Fabric as a SaaS Platform: Abstracted Resiliency
Microsoft Fabric is delivered as a SaaS platform. This means many aspects of resiliency—such as VM redundancy, regional failover of platform services, and platform patching—are fully managed and abstracted by Microsoft. Unlike Infrastructure-as-a-Service (IaaS) environments, customers don’t configure storage replication, cluster scaling, or VM availability zones. Instead, Fabric ensures service availability at the platform level through Microsoft's own engineering and SLA commitments.
However, resiliency planning doesn't stop at the platform. You are still responsible for:
- Designing resilient data pipelines and workload orchestration
- Handling transient faults in notebooks, pipelines, or Real-Time Analytics jobs
- Building redundancy into your data flows and storage patterns
Paused Capacity and Scheduled Resilience
Fabric capacity resources (measured in Capacity Units, or CUs) can be paused when not in use to save costs. While this provides flexibility and operational efficiency, it also introduces strategic opportunities:
- You can schedule resilience windows—for example, allocate specific capacity to run critical workloads on demand with assured compute resources.
- Multiple capacities can be configured across regions to separate production, development, or failover scenarios.
However, it's important to note that pausing capacity halts all workloads, including scheduled data flows or refreshes. For resilience, ensure that critical operations are assigned to persistent or highly available capacities.
OneLake Resiliency: Single-Region Storage and Design Implications
OneLake, the unified storage layer in Microsoft Fabric, is physically bound to a single Azure region upon creation. While it provides high availability within that region, it does not automatically replicate across geographies.
To build resilient storage architectures, consider:
Option 1: Staging in Azure Storage (Geo-Replicated)
- Use Azure Data Lake Storage Gen2 (with geo-redundant storage) as a landing zone for ingestion.
- From there, load or transform data into OneLake via pipelines.
- In case of regional outages, another OneLake instance in a different region can pull from the same Azure Storage source.
Option 2: Multi-Region Shortcuts
- Implement OneLake Shortcuts pointing to different Azure Storage accounts across regions.
- By using region-specific shortcuts (e.g., EU, US, APAC), you enable distributed access models and cross-regional data resilience.
- Domain-based data mesh structures can be augmented with fallback shortcuts for critical datasets.
Recommendations
- Treat Fabric’s platform abstraction as a strength but define explicit resilience strategies at the data and capacity level.
- Leverage multiple capacities (e.g., staging, production, real-time) to isolate workloads and reduce the risk of cascading failures.
- Document failover processes for reporting, transformation, and real-time data ingestion.
- Include OneLake redundancy models (staging, shortcutting, mirroring) in your adoption and governance frameworks.

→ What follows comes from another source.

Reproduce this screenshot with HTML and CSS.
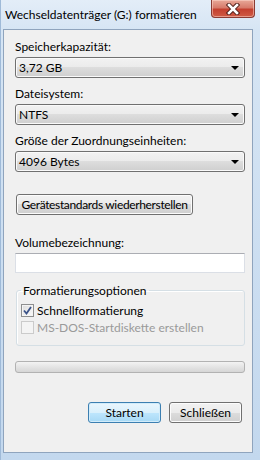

- Use risk classification to determine which data products and pipelines require geo-redundancy or alternate execution paths.
Resiliency in Microsoft Fabric is less about infrastructure management and more about architectural planning, capacity allocation, and distributed data design. While much is handled by Microsoft, high availability for your business workloads still requires thoughtful strategy and design.